If you use canned fish (sardines, salmon, etc) beware the sodium content. You can buy sardines packed in water, no salt added.


----------



## BenP (Mar 28, 2009)

I think cod is one of the best for dogs. Fish like (fresh) tuna and salmon, one has to wonder about the mercury levels. 

I found a list of fish and the nutrients etc. and decided that cod was one of the better choices.


----------



## Bentman2 (Sep 30, 2013)

hotel4dogs said:


> If you use canned fish (sardines, salmon, etc) beware the sodium content. You can buy sardines packed in water, no salt added.

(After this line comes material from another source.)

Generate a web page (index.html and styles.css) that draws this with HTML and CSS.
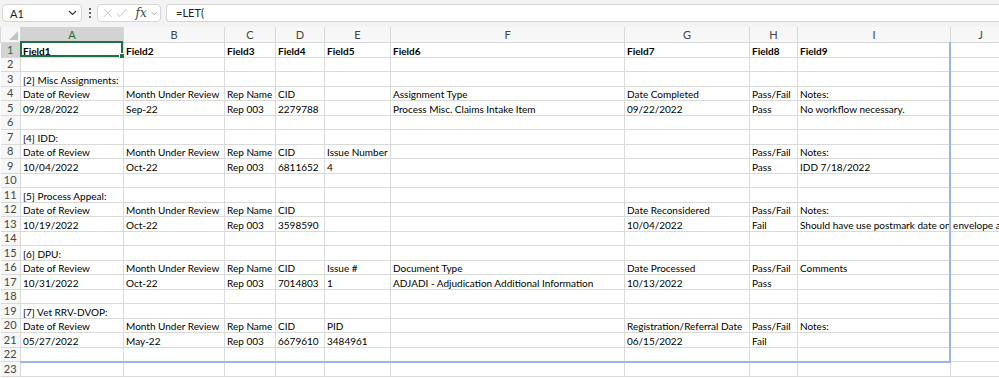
FILE: index.html
```html
<!DOCTYPE html>
<html lang="en">
<head>
    <meta charset="UTF-8" />
    <title>Book1 - Excel</title>
    <link rel="stylesheet" href="styles.css">
</head>
<body>

    <!-- Formula bar -->
    <div class="formula-bar">
        <div class="name-box">
            <span>A1</span>
            <svg class="chev" width="9" height="6" viewBox="0 0 9 6"><path d="M1 1l3.5 3.5L8 1" fill="none" stroke="#333" stroke-width="1.1"/></svg>
        </div>
        <svg class="bar-dots" width="4" height="12" viewBox="0 0 4 12"><circle cx="2" cy="2" r="1.1" fill="#444"/><circle cx="2" cy="6" r="1.1" fill="#444"/><circle cx="2" cy="10" r="1.1" fill="#444"/></svg>
        <div class="fn-box">
            <svg width="12" height="12" viewBox="0 0 12 12"><path d="M1 1l10 10M11 1L1 11" stroke="#b8b8b8" stroke-width="1"/></svg>
            <svg width="14" height="12" viewBox="0 0 14 12"><path d="M1 6.5l4 4L13 1" fill="none" stroke="#b8b8b8" stroke-width="1"/></svg>
            <span class="fx">fx</span>
            <svg class="chev-light" width="8" height="5" viewBox="0 0 8 5"><path d="M1 1l3 3 3-3" fill="none" stroke="#888" stroke-width="1"/></svg>
        </div>
        <div class="formula-input">=LET(</div>
    </div>

    <!-- Sheet -->
    <div class="sheet">
        <table class="grid">
            <colgroup>
                <col class="c-rh"><col class="c-a"><col class="c-b"><col class="c-c"><col class="c-d"><col class="c-e">
                <col class="c-f"><col class="c-g"><col class="c-h"><col class="c-i"><col class="c-j">
            </colgroup>
            <thead>
                <tr>
                    <th class="corner"><span class="corner-tri"></span></th>
                    <th class="sel">A</th><th>B</th><th>C</th><th>D</th><th>E</th>
                    <th>F</th><th>G</th><th>H</th><th>I</th><th>J</th>
                </tr>
            </thead>
            <tbody>
                <tr class="bold"><th class="sel">1</th><td>Field1</td><td>Field2</td><td>Field3</td><td>Field4</td><td>Field5</td><td>Field6</td><td>Field7</td><td>Field8</td><td>Field9</td><td></td></tr>
                <tr><th>2</th><td></td><td></td><td></td><td></td><td></td><td></td><td></td><td></td><td></td><td></td></tr>
                <tr><th>3</th><td>[2] Misc Assignments:</td><td></td><td></td><td></td><td></td><td></td><td></td><td></td><td></td><td></td></tr>
                <tr><th>4</th><td>Date of Review</td><td>Month Under Review</td><td>Rep Name</td><td>CID</td><td></td><td>Assignment Type</td><td>Date Completed</td><td>Pass/Fail</td><td>Notes:</td><td></td></tr>
                <tr><th>5</th><td>09/28/2022</td><td>Sep-22</td><td>Rep 003</td><td>2279788</td><td></td><td>Process Misc. Claims Intake Item</td><td>09/22/2022</td><td>Pass</td><td>No workflow necessary.</td><td></td></tr>
                <tr><th>6</th><td></td><td></td><td></td><td></td><td></td><td></td><td></td><td></td><td></td><td></td></tr>
                <tr><th>7</th><td>[4] IDD:</td><td></td><td></td><td></td><td></td><td></td><td></td><td></td><td></td><td></td></tr>
                <tr><th>8</th><td>Date of Review</td><td>Month Under Review</td><td>Rep Name</td><td>CID</td><td>Issue Number</td><td></td><td></td><td>Pass/Fail</td><td>Notes:</td><td></td></tr>
                <tr><th>9</th><td>10/04/2022</td><td>Oct-22</td><td>Rep 003</td><td>6811652</td><td>4</td><td></td><td></td><td>Pass</td><td>IDD 7/18/2022</td><td></td></tr>
                <tr><th>10</th><td></td><td></td><td></td><td></td><td></td><td></td><td></td><td></td><td></td><td></td></tr>
                <tr><th>11</th><td>[5] Process Appeal:</td><td></td><td></td><td></td><td></td><td></td><td></td><td></td><td></td><td></td></tr>
                <tr><th>12</th><td>Date of Review</td><td>Month Under Review</td><td>Rep Name</td><td>CID</td><td></td><td></td><td>Date Reconsidered</td><td>Pass/Fail</td><td>Notes:</td><td></td></tr>
                <tr><th>13</th><td>10/19/2022</td><td>Oct-22</td><td>Rep 003</td><td>3598590</td><td></td><td></td><td>10/04/2022</td><td>Fail</td><td>Should have use postmark date on envelope a</td><td></td></tr>
                <tr><th>14</th><td></td><td></td><td></td><td></td><td></td><td></td><td></td><td></td><td></td><td></td></tr>
                <tr><th>15</th><td>[6] DPU:</td><td></td><td></td><td></td><td></td><td></td><td></td><td></td><td></td><td></td></tr>
                <tr><th>16</th><td>Date of Review</td><td>Month Under Review</td><td>Rep Name</td><td>CID</td><td>Issue #</td><td>Document Type</td><td>Date Processed</td><td>Pass/Fail</td><td>Comments</td><td></td></tr>
                <tr><th>17</th><td>10/31/2022</td><td>Oct-22</td><td>Rep 003</td><td>7014803</td><td>1</td><td>ADJADI - Adjudication Additional Information</td><td>10/13/2022</td><td>Pass</td><td></td><td></td></tr>
                <tr><th>18</th><td></td><td></td><td></td><td></td><td></td><td></td><td></td><td></td><td></td><td></td></tr>
                <tr><th>19</th><td>[7] Vet RRV-DVOP:</td><td></td><td></td><td></td><td></td><td></td><td></td><td></td><td></td><td></td></tr>
                <tr><th>20</th><td>Date of Review</td><td>Month Under Review</td><td>Rep Name</td><td>CID</td><td>PID</td><td></td><td>Registration/Referral Date</td><td>Pass/Fail</td><td>Notes:</td><td></td></tr>
                <tr><th>21</th><td>05/27/2022</td><td>May-22</td><td>Rep 003</td><td>6679610</td><td>3484961</td><td></td><td>06/15/2022</td><td>Fail</td><td></td><td></td></tr>
                <tr><th>22</th><td></td><td></td><td></td><td></td><td></td><td></td><td></td><td></td><td></td><td></td></tr>
                <tr><th>23</th><td></td><td></td><td></td><td></td><td></td><td></td><td></td><td></td><td></td><td></td></tr>
            </tbody>
        </table>

        <!-- Page break preview line -->
        <div class="print-area"></div>

        <!-- Selected cell A1 -->
        <div class="active-cell"><span class="fill-handle"></span></div>
    </div>

</body>
</html>
```

FILE: styles.css
```css
body {
    margin: 0;
    width: 999px;
    height: 378px;
    overflow: hidden;
    background: #fff;
    font-family: Lato, "Liberation Sans", sans-serif;
}

/* Formula bar */
.formula-bar {
    display: flex;
    align-items: center;
    height: 18px;
    padding: 4px 0 5px 2px;
    background: #f3f3f3;
}

.name-box {
    width: 80px;
    height: 18px;
    box-sizing: border-box;
    display: flex;
    align-items: center;
    justify-content: space-between;
    padding: 0 4px 0 7px;
    background: #fff;
    border: 1px solid #d6d6d6;
    border-radius: 4px;
    font-size: 11px;
    color: #222;
}

.bar-dots {
    margin: 0 5px 0 6px;
}

.fn-box {
    width: 64px;
    height: 18px;
    box-sizing: border-box;
    display: flex;
    align-items: center;
    gap: 4px;
    padding: 0 3px 0 5px;
    background: #fff;
    border: 1px solid #d6d6d6;
    border-radius: 4px;
}

.fx {
    font-family: "DejaVu Serif", "Liberation Serif", serif;
    font-style: italic;
    font-size: 12px;
    color: #444;
    margin-left: 4px;
}

.formula-input {
    flex: 1;
    height: 18px;
    box-sizing: border-box;
    margin-left: 5px;
    padding: 1px 0 0 9px;
    background: #fff;
    border: 1px solid #d6d6d6;
    border-right: none;
    border-radius: 4px 0 0 4px;
    font-size: 11px;
    color: #222;
}

/* Sheet */
.sheet {
    position: relative;
}

.grid {
    border-collapse: collapse;
    table-layout: fixed;
    width: 1010px;
    font-size: 10px;
    color: #000;
}

.c-rh { width: 20px; }
.c-a { width: 103px; }
.c-b { width: 101px; }
.c-c { width: 51px; }
.c-d { width: 49px; }
.c-e { width: 66px; }
.c-f { width: 234px; }
.c-g { width: 125px; }
.c-h { width: 48px; }
.c-i { width: 153px; }
.c-j { width: 60px; }

.grid thead th {
    height: 15px;
    padding: 0;
    background: #f7f7f7;
    border: 1px solid #d9d9d9;
    border-top: none;
    font-weight: normal;
    font-size: 11px;
    color: #444;
    text-align: center;
}

.grid thead th.sel {
    background: #d3d3d3;
    color: #1a6b3c;
    border-bottom-color: #a6a6a6;
}

.grid .corner {
    position: relative;
}

.corner-tri {
    position: absolute;
    right: 2px;
    bottom: 2px;
    width: 0;
    height: 0;
    border-left: 9px solid transparent;
    border-bottom: 9px solid #c4c4c4;
}

.grid tbody tr {
    height: 14.5px;
}

.grid tbody th {
    padding: 0;
    background: #f7f7f7;
    border: 1px solid #d9d9d9;
    border-left: none;
    font-weight: normal;
    font-size: 11px;
    line-height: 12px;
    color: #444;
    text-align: center;
}

.grid tbody th.sel {
    background: #d3d3d3;
    color: #1a6b3c;
}

.grid td {
    padding: 1px 0 0 2px;
    border: 1px solid #dadada;
    line-height: 12px;
    white-space: nowrap;
    overflow: visible;
    vertical-align: bottom;
}

.bold td {
    font-weight: bold;
}

/* Overlays */
.print-area {
    position: absolute;
    left: 20px;
    top: 15px;
    width: 929px;
    height: 319px;
    border-right: 2px solid #9ab5e8;
    border-bottom: 2px solid #9ab5e8;
    pointer-events: none;
}

.active-cell {
    position: absolute;
    left: 20px;
    top: 14px;
    width: 99px;
    height: 12px;
    border: 2px solid #1e7145;
    pointer-events: none;
}

.fill-handle {
    position: absolute;
    right: -4px;
    bottom: -4px;
    width: 4px;
    height: 4px;
    background: #1e7145;
    border: 1px solid #fff;
}
```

Yes, I give Bentley the sardines packed in water and he will eat them on occasions. I feed him Blue Wilderness-Salmon and have found that he loves his kibble if I put fish oil - omega 3 on it. I am not sure how many capsules a day he should have. I am using 2-3. Any suggestion?:wavey:


----------



## Swampcollie (Sep 6, 2007)

Alaska7133 said:


> We have lots of salmon up here. Our dogs love any part. So they always get the skins. When we go rafting we find lots of old carcasses on shore. The dogs love eating them like potato chips! Never can have just one.

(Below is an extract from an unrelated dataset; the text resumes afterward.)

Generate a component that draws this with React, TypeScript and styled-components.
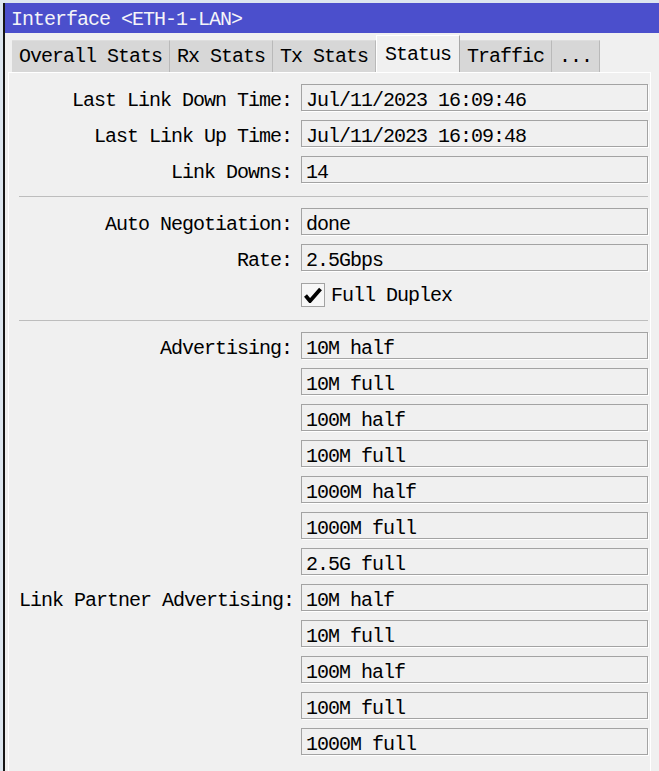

Oooooh not good. Dogs can get Salmon poisoning if they eat too much raw salmon. You can let them have a little bit once in a while but don't let them go to the buffet and pig out.


----------



## cgriffin (Nov 30, 2011)

What about salmon based dog foods? Do they have the same issue with Mercury?


----------



## thorbreafortuna (Jun 9, 2013)

Thor has been on fish based food for 8 months and if has been great for him. The balance of nutrients is controlled in this case and it's probably not an issue unless there is an allergy. Anyways Salmon is among the low mercury level fish. There is some concern with farmed Salmon but wild is good.


----------



## Keragold (May 9, 2008)

cgriffin said:


> What about salmon based dog foods? Do they have the same issue with Mercury?

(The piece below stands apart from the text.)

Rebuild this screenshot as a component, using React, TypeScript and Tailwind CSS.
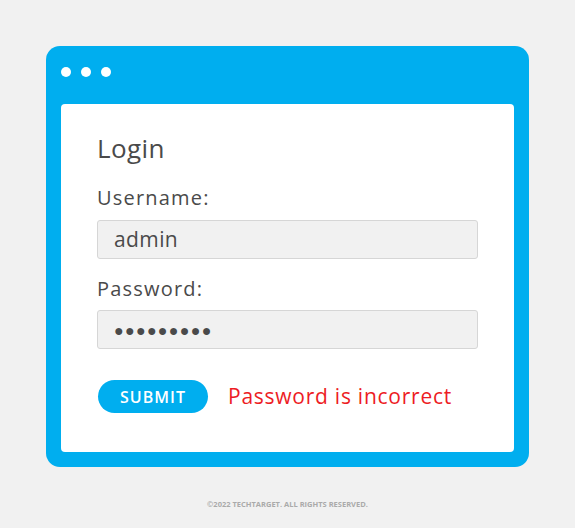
import React from 'react';

const font = { fontFamily: '"Open Sans", "Noto Sans", sans-serif' };

export default function App() {
  return (
    <div className="min-h-[528px] w-[575px] bg-[#f1f1f1] pt-[46px]" style={font}>
      <div className="mx-[46px] w-[483px] rounded-[14px] bg-[#00aeef] px-[15px] pb-[15px]">
        <div className="flex h-[58px] items-center gap-[10px] pb-[6px]">
          <span className="h-[10px] w-[10px] rounded-full bg-white" />
          <span className="h-[10px] w-[10px] rounded-full bg-white" />
          <span className="h-[10px] w-[10px] rounded-full bg-white" />
        </div>
        <div className="h-[348px] rounded-[4px] bg-white px-[36px] pt-[26px]">
          <h1 className="text-[26px] leading-[36px] tracking-[0.4px] text-[#4a4a4a]">Login</h1>
          <label className="mt-[18px] block text-[20px] leading-[28px] tracking-[1.2px] text-[#4a4a4a]">Username:</label>
          <div className="mt-[8px] flex h-[39px] w-[381px] items-center rounded-[3px] border border-[#d6d6d6] bg-[#f1f1f1] pl-[16px] text-[21px] tracking-[0.4px] text-[#4a4a4a]">
            admin
          </div>
          <label className="mt-[16px] block text-[20px] leading-[28px] tracking-[1.2px] text-[#4a4a4a]">Password:</label>
          <div className="mt-[7px] flex h-[39px] w-[381px] items-center rounded-[3px] border border-[#d6d6d6] bg-[#f1f1f1] pl-[16px] text-[16px] tracking-[1.3px] text-[#4a4a4a]">
            ●●●●●●●●●
          </div>
          <div className="mt-[31px] flex items-center gap-[20px]">
            <button className="ml-[1px] flex h-[33px] w-[110px] items-center justify-center rounded-full bg-[#00aeef] text-[16px] font-semibold tracking-[1px] text-white">
              SUBMIT
            </button>
            <span className="text-[21px] tracking-[0.75px] text-[#ed1c24]">Password is incorrect</span>
          </div>
        </div>
      </div>
      <p className="mt-[32px] text-center text-[7.5px] font-bold tracking-[0px] text-[#aaaaaa]">©2022 TECHTARGET. ALL RIGHTS RESERVED.</p>
    </div>
  );
}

Reputable and quality pet food companies will test their salmon for mercury levels before incorporating into their recipes to make sure they are safe. If you aren't sure if your company tests for it, just pick up the phone and ask them. If they dodge your question, you might want to reconsider which company's salmon based food you feed.


----------



## name44 (Nov 21, 2014)

I give my dog the juice from wild pacific salmon cans, squeeze it over his food and he gobbles it up. Local vet said it wasn't harmful and had if anything a lot of good things, just not to do it everyday.

I give him some leftovers sometimes of local fresh caught atlantic salmon/charr and trout. We roast it in the oven with some extra virgin olive oil and dill, a pinch of lemon.


----------